The company attributed the business’s momentum to the recovery in travel and spending activities across the globe. Mastercard also stated that Q4 cross-border spending has reached pre-pandemic levels, which signals an upward trajectory for the sector’s performance in fiscal year 2022 as well.
As of December 31, 2021, the company’s customers had issued 3.0 billion Mastercard and Maestro-branded cards. Over the past year, MA shares have gained 11.4%.
Mastercard reported Q4 adjusted earnings of $2.35 per share, up 43% year-over-year and significantly higher than analyst estimates of $2.21 per share.
Moreover, quarterly net revenue rose 27% year-over-year to $5.21 billion and surpassed Street estimates of $5.17 billion.
The revenue growth was aided by a 23 % growth in Gross Dollar Volume (GDV), on a local currency basis to $2.1 trillion. Similarly, Cross-border Volume grew 53% (on a local currency basis), while Switched transactions grew 27%.
Additionally, the company repurchased $1.3 billion worth of common shares and paid dividends worth $434 million in Q4.
For the full year fiscal 2021, MA earned net revenue of $18.88 billion, growing 23% annually, while adjusted earnings rose 31% annually to $8.40 per share.

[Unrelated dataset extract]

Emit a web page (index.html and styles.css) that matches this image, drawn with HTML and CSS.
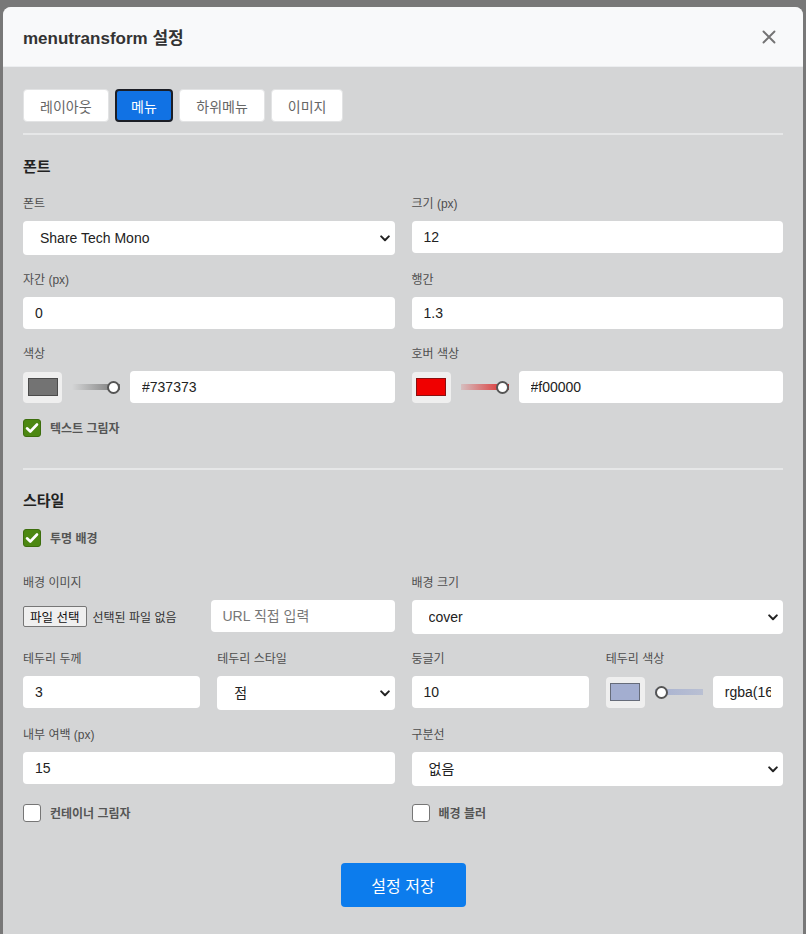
FILE: index.html
```html
<!DOCTYPE html>
<html lang="ko">
<head>
<meta charset="utf-8">
<title>menutransform 설정</title>
<link rel="stylesheet" href="styles.css">
</head>
<body>
<div class="overlay">
  <div class="modal">
    <header class="modal-header">
      <h2 class="modal-title">menutransform 설정</h2>
      <button class="close" aria-label="닫기">
        <svg width="14" height="14" viewBox="0 0 14 14"><path d="M1.5 1.5L12.5 12.5M12.5 1.5L1.5 12.5" stroke="#737373" stroke-width="1.9" stroke-linecap="round"/></svg>
      </button>
    </header>
    <div class="modal-body">
      <nav class="tabs">
        <button class="tab">레이아웃</button>
        <button class="tab active">메뉴</button>
        <button class="tab">하위메뉴</button>
        <button class="tab">이미지</button>
      </nav>

      <section class="section divided">
        <h3 class="section-title">폰트</h3>
        <div class="form-grid">
          <div class="field">
            <label class="label">폰트</label>
            <div class="select">
              <select><option>Share Tech Mono</option></select>
              <svg class="chev" width="10" height="7" viewBox="0 0 10 7"><path d="M1.2 1.4L5 5.2L8.8 1.4" fill="none" stroke="#222" stroke-width="2" stroke-linecap="round" stroke-linejoin="round"/></svg>
            </div>
          </div>
          <div class="field">
            <label class="label">크기 (px)</label>
            <input class="input" type="text" value="12">
          </div>
          <div class="field">
            <label class="label">자간 (px)</label>
            <input class="input" type="text" value="0">
          </div>
          <div class="field">
            <label class="label">행간</label>
            <input class="input" type="text" value="1.3">
          </div>
          <div class="field">
            <label class="label">색상</label>
            <div class="color-row">
              <div class="swatch"><span class="chip chip-gray"></span></div>
              <div class="alpha alpha-gray end"><span class="thumb"></span></div>
              <input class="input" type="text" value="#737373">
            </div>
          </div>
          <div class="field">
            <label class="label">호버 색상</label>
            <div class="color-row">
              <div class="swatch"><span class="chip chip-red"></span></div>
              <div class="alpha alpha-red end"><span class="thumb"></span></div>
              <input class="input" type="text" value="#f00000">
            </div>
          </div>
          <label class="check span-2">
            <span class="box on"><svg width="14" height="12" viewBox="0 0 14 12"><path d="M2 6.3L5.3 9.5L12 2.5" fill="none" stroke="#fff" stroke-width="2.6" stroke-linecap="round" stroke-linejoin="round"/></svg></span>
            텍스트 그림자
          </label>
        </div>
      </section>

      <section class="section second">
        <h3 class="section-title">스타일</h3>
        <div class="form-grid">
          <label class="check span-2 first-check">
            <span class="box on"><svg width="14" height="12" viewBox="0 0 14 12"><path d="M2 6.3L5.3 9.5L12 2.5" fill="none" stroke="#fff" stroke-width="2.6" stroke-linecap="round" stroke-linejoin="round"/></svg></span>
            투명 배경
          </label>
          <div class="field">
            <label class="label">배경 이미지</label>
            <div class="file-row">
              <div class="file">
                <button class="file-btn">파일 선택</button>
                <span class="file-name">선택된 파일 없음</span>
              </div>
              <input class="input url" type="text" placeholder="URL 직접 입력">
            </div>
          </div>
          <div class="field">
            <label class="label">배경 크기</label>
            <div class="select">
              <select><option>cover</option></select>
              <svg class="chev" width="10" height="7" viewBox="0 0 10 7"><path d="M1.2 1.4L5 5.2L8.8 1.4" fill="none" stroke="#222" stroke-width="2" stroke-linecap="round" stroke-linejoin="round"/></svg>
            </div>
          </div>
          <div class="quad">
            <div class="field">
              <label class="label">테두리 두께</label>
              <input class="input" type="text" value="3">
            </div>
            <div class="field">
              <label class="label">테두리 스타일</label>
              <div class="select">
                <select><option>점</option></select>
                <svg class="chev" width="10" height="7" viewBox="0 0 10 7"><path d="M1.2 1.4L5 5.2L8.8 1.4" fill="none" stroke="#222" stroke-width="2" stroke-linecap="round" stroke-linejoin="round"/></svg>
              </div>
            </div>
            <div class="field">
              <label class="label">둥글기</label>
              <input class="input" type="text" value="10">
            </div>
            <div class="field">
              <label class="label">테두리 색상</label>
              <div class="color-row">
                <div class="swatch"><span class="chip chip-blue"></span></div>
                <div class="alpha alpha-blue"><span class="thumb"></span></div>
                <input class="input" type="text" value="rgba(160, 174, 208, 0.3)">
              </div>
            </div>
          </div>
          <div class="field">
            <label class="label">내부 여백 (px)</label>
            <input class="input" type="text" value="15">
          </div>
          <div class="field">
            <label class="label">구분선</label>
            <div class="select">
              <select><option>없음</option></select>
              <svg class="chev" width="10" height="7" viewBox="0 0 10 7"><path d="M1.2 1.4L5 5.2L8.8 1.4" fill="none" stroke="#222" stroke-width="2" stroke-linecap="round" stroke-linejoin="round"/></svg>
            </div>
          </div>
          <label class="check last-check">
            <span class="box"></span>
            컨테이너 그림자
          </label>
          <label class="check last-check">
            <span class="box"></span>
            배경 블러
          </label>
        </div>
      </section>

      <div class="actions">
        <button class="save">설정 저장</button>
      </div>
    </div>
  </div>
</div>
</body>
</html>
```

FILE: styles.css
```css
* {
  box-sizing: border-box;
}

html,
body {
  margin: 0;
  height: 100%;
}

body {
  background: #787878;
  font-family: "Liberation Sans", "Noto Sans CJK KR", sans-serif;
  overflow: hidden;
}

.overlay {
  padding: 7px 3px 0;
}

.modal {
  width: 800px;
  min-height: 960px;
  background: #d4d5d6;
  border-radius: 8px 8px 0 0;
  overflow: hidden;
}

.modal-header {
  height: 60px;
  background: #f8f9fa;
  border-bottom: 1px solid #eceef0;
  display: flex;
  align-items: center;
  justify-content: space-between;
  padding: 0 20px;
}

.modal-title {
  margin: 0;
  font-family: "Liberation Sans", "Noto Sans CJK KR", sans-serif;
  font-size: 17px;
  font-weight: 700;
  color: #333;
}

.close {
  border: 0;
  background: none;
  padding: 0;
  width: 14px;
  height: 14px;
  margin-right: 7px;
  display: flex;
  align-items: center;
  justify-content: center;
}

.modal-body {
  padding: 22px 20px 40px;
}

.tabs {
  display: flex;
  gap: 6px;
  padding-bottom: 11px;
  border-bottom: 2px solid #e6e7e8;
}

.tab {
  height: 33px;
  padding: 0 16px;
  background: #fff;
  border: 1px solid #e2e3e4;
  border-radius: 4px;
  font-family: "Noto Sans CJK KR", sans-serif;
  font-size: 14px;
  color: #666;
}

.tab.active {
  background: #1172e4;
  color: #fff;
  border: 2px solid #1b1e26;
  padding: 0 14.5px;
}

.section {
  padding: 21px 0 31px;
}

.section.divided {
  border-bottom: 2px solid #e6e7e8;
}

.section.second {
  padding: 20px 0 0;
}

.section-title {
  margin: 0 0 19px;
  font-family: "Noto Sans CJK KR", sans-serif;
  font-size: 15px;
  line-height: 20px;
  font-weight: 700;
  color: #222;
}

.form-grid {
  display: grid;
  grid-template-columns: 1fr 1fr;
  gap: 16px 17px;
  align-items: start;
}

.quad {
  grid-column: 1 / -1;
  display: grid;
  grid-template-columns: repeat(4, 1fr);
  gap: 16px 17px;
  align-items: start;
}

.span-2 {
  grid-column: 1 / -1;
}

.label {
  display: block;
  font-family: "Liberation Sans", "Noto Sans CJK KR", sans-serif;
  font-size: 12px;
  line-height: 18px;
  color: #4e4e4e;
  margin-bottom: 8px;
}

.input {
  display: block;
  width: 100%;
  min-width: 0;
  height: 32px;
  border: 0;
  border-radius: 4px;
  background: #fff;
  padding: 0 12px;
  font-family: "Liberation Sans", "Noto Sans CJK KR", sans-serif;
  font-size: 14px;
  color: #222;
  outline: none;
}

.input::placeholder {
  color: #777;
}

.select {
  display: flex;
  align-items: center;
  height: 34px;
  background: #fff;
  border-radius: 4px;
  padding-right: 5px;
}

.select select {
  appearance: none;
  -webkit-appearance: none;
  flex: 1;
  min-width: 0;
  height: 100%;
  border: 0;
  background: transparent;
  padding: 0 0 0 17px;
  font-family: "Liberation Sans", "Noto Sans CJK KR", sans-serif;
  font-size: 14px;
  color: #222;
  outline: none;
}

.chev {
  flex: none;
}

.color-row {
  display: flex;
  align-items: center;
  gap: 10px;
}

.color-row .input {
  flex: 1;
}

.swatch {
  flex: none;
  width: 39px;
  height: 31px;
  background: #efefef;
  border-radius: 4px;
  display: flex;
  align-items: center;
  justify-content: center;
}

.chip {
  width: 30px;
  height: 18px;
  border: 1px solid rgba(0, 0, 0, 0.35);
}

.chip-gray {
  background: #737373;
}

.chip-red {
  background: #f00000;
  border-color: #8a1010;
}

.chip-blue {
  background: #a3aed0;
  border-color: #666c7a;
}

.alpha {
  flex: none;
  width: 48px;
  height: 14px;
  display: flex;
  align-items: center;
  border-radius: 3px;
  background-position: center;
  background-size: 100% 6px;
  background-repeat: no-repeat;
}

.alpha.end {
  justify-content: flex-end;
}

.alpha-gray {
  background-image: linear-gradient(to right, rgba(115, 115, 115, 0), #737373);
}

.alpha-red {
  background-image: linear-gradient(to right, rgba(220, 60, 60, 0.15), #d22);
}

.alpha-blue {
  background-image: linear-gradient(to right, rgba(163, 174, 208, 0.9), rgba(163, 174, 208, 0.55));
}

.thumb {
  width: 13px;
  height: 13px;
  border-radius: 50%;
  background: #fff;
  border: 2px solid #555;
}

.check {
  display: flex;
  align-items: center;
  gap: 9px;
  font-family: "Noto Sans CJK KR", sans-serif;
  font-size: 12px;
  line-height: 18px;
  font-weight: 700;
  color: #555;
}

.first-check {
  margin-bottom: 11px;
}

.last-check {
  margin-top: 2px;
}

.box {
  flex: none;
  width: 18px;
  height: 18px;
  border-radius: 3px;
  border: 1px solid #767676;
  background: #fff;
  display: flex;
  align-items: center;
  justify-content: center;
}

.box.on {
  background: #4d8812;
  border-color: #3c6d0d;
}

.file-row {
  display: flex;
  align-items: center;
  gap: 16px;
}

.file {
  flex: 1;
  display: flex;
  align-items: center;
  gap: 6px;
  min-width: 0;
}

.file-btn {
  height: 21px;
  padding: 0 6px;
  border: 1px solid #767676;
  border-radius: 2px;
  background: #efefef;
  font-family: "Noto Sans CJK KR", sans-serif;
  font-size: 12.5px;
  color: #111;
}

.file-name {
  font-family: "Noto Sans CJK KR", sans-serif;
  font-size: 12px;
  color: #333;
  white-space: nowrap;
}

.input.url {
  flex: none;
  width: 184px;
}

.actions {
  display: flex;
  justify-content: center;
  margin-top: 41px;
}

.save {
  width: 125px;
  height: 44px;
  background: #0c7ced;
  color: #fff;
  border: 0;
  border-radius: 4px;
  font-family: "Noto Sans CJK KR", sans-serif;
  font-size: 16px;
}
```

Mastercard CEO, Michael Miebach, said, “We are executing on our strategic priorities and making good progress in scaling new products, strengthening partner relationships, and winning new deals. Further, we are adding to our unique services capabilities with the planned acquisition of Dynamic Yield, which creates individually tailored experiences for consumers across digital channels.”
For the full year fiscal 2022, Mastercard expects net revenue growth in the high teens and earnings per share growth in the low twenties.
Responding to Mastercard’s Q4 performance, Mizuho Securities analyst Dan Dolev assigned a Buy rating to the stock and set a price target of $400, which implies 14.1% upside potential to current levels.
Dolev is somewhat disappointed by the weak FY22 net revenue guidance, which fell short of expectations.
Commenting on the outlook, Dolev said, “Overall, cross border volumes (CXB) was fine and “above pre-pandemic levels.” However, with decelerating CAGR volume trends in January – especially in the U.S., albeit somewhat understandable due to the virus – we expect a muted stock reaction today… On a more positive note, operating expense guide of low double digits is mostly OK, roughly in-line with pre-quarter consensus growth expectations.”